We are gong to look at several different responses to Christ crucified in John 18:28-19:4. Most likely you will be able to identify with one of these responses to Jesus. Christ’s words and works demand a response. One cannot remain neutral toward Jesus Christ. If you choose to ignore or dismiss Jesus, you decide against Him. Let’s look now at the first possible response to Christ crucified: LIKE THE JEWISH LEADERS, WE MAY REFUSE TO BELIEVE IN JESUS BECAUSE OF OUR SELF-RIGHTEOUS RELIGIOUS PRIDE (JOHN 18:28-32).
Luke informs us that the Sanhedrin had charged Jesus with blasphemy earlier (Luke 22:66-67) and they were intent on applying the death penalty to Him.
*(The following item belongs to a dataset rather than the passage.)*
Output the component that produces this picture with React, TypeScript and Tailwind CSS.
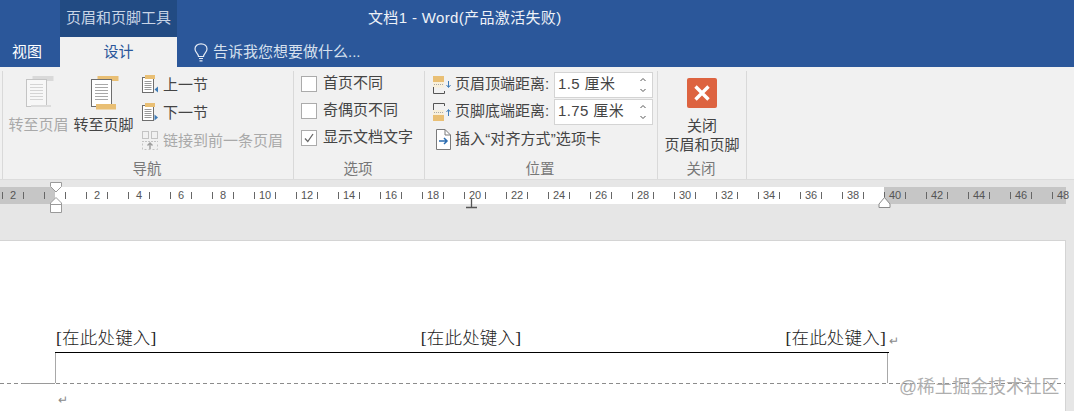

But because these Jewish leaders did not have the legal right to put Jesus to death, the case had to be brought before the Roman governor, Pontius Pilate. In A.D. 6, Judea became a Roman imperial province ruled by a governor appointed by the emperor. 2 Normally, Pilate “lived in Caesarea (Acts 23:25), but stayed in Jerusalem during the Jewish festivals to be available to handle a crisis and maintain order. Pilate is described by his contemporary Philo (Legatio ad Gaium 3-1-2) and later by Josephus (Atiquities 18.55-59; Jewish Wars 2.169-77) as a greedy, inflexible, and cruel leader. He created much antagonism between himself and the Jews on” a number of occasions. 3
For example, “he and his soldiers brought standards into Jerusalem bearing the emperor’s image (Josephus Antiquities 18.55-59).” 4 According to Luke 13:1, Pilate’s soldiers killed “some Galileans while they were in Jerusalem offering sacrifices… Pilate used revenues from the Temple to construct an aqueduct to bring water to Jerusalem (Josephus Antiquities 18.60-62).” 5 As a result, Pilate did not have good relations with the Jewish people.
After Jesus’ trial before the Jewish authorities (cf. Matthew 27:1-2; Mark 15:1; Luke 22:66-71), 6 John informs us, “Then they led Jesus from Caiaphas to the Praetorium, and it was early morning. But they themselves did not go into the Praetorium, lest they should be defiled, but that they might eat the Passover.” (John 18:28). The “Praetorium” was the Roman governor’s official residence either at one of King Herod’s palaces in West Jerusalem or at the Antonia fortress northwest of the the Temple area. 7 The Jewish authorities stayed out of the palace to avoid becoming ceremonially unclean by entering a Gentile dwelling. Should they become ceremonially unclean they would not be able to participate in “the Passover.” 8 The reason Gentile houses were thought to be unclean by the Jews is because Gentiles were believed to throw abortions down the drains. 9
“Pilate then went out to them and said, ‘What accusation do you bring against this Man?’ ” (John 18:29). Pilate wants to know what formal charges these Jews brought against Jesus. His question does not mean he was completely ignorant of Jesus’ affairs. Matthew tells us that Pilate “knew that they had handed Him over because of envy” (Matthew 27:18). Christ was stealing their following. Multitudes of people followed Jesus because He healed their sick and He taught them with authority, not as their scribes taught (Matthew 7:29). After Jesus raised Lazarus from the dead, “the chief priests and the Pharisees gathered a council and said, ‘What shall we do? For this Man works many signs. If we let Him alone like this, everyone will believe in Him, and the Romans will come and take away both our place and nation.’ ” (John 11:47-48). Jesus’ growing popularity threatened their grip on power. Rather than lose their positions of power, these religious leaders wanted Jesus to lose His life.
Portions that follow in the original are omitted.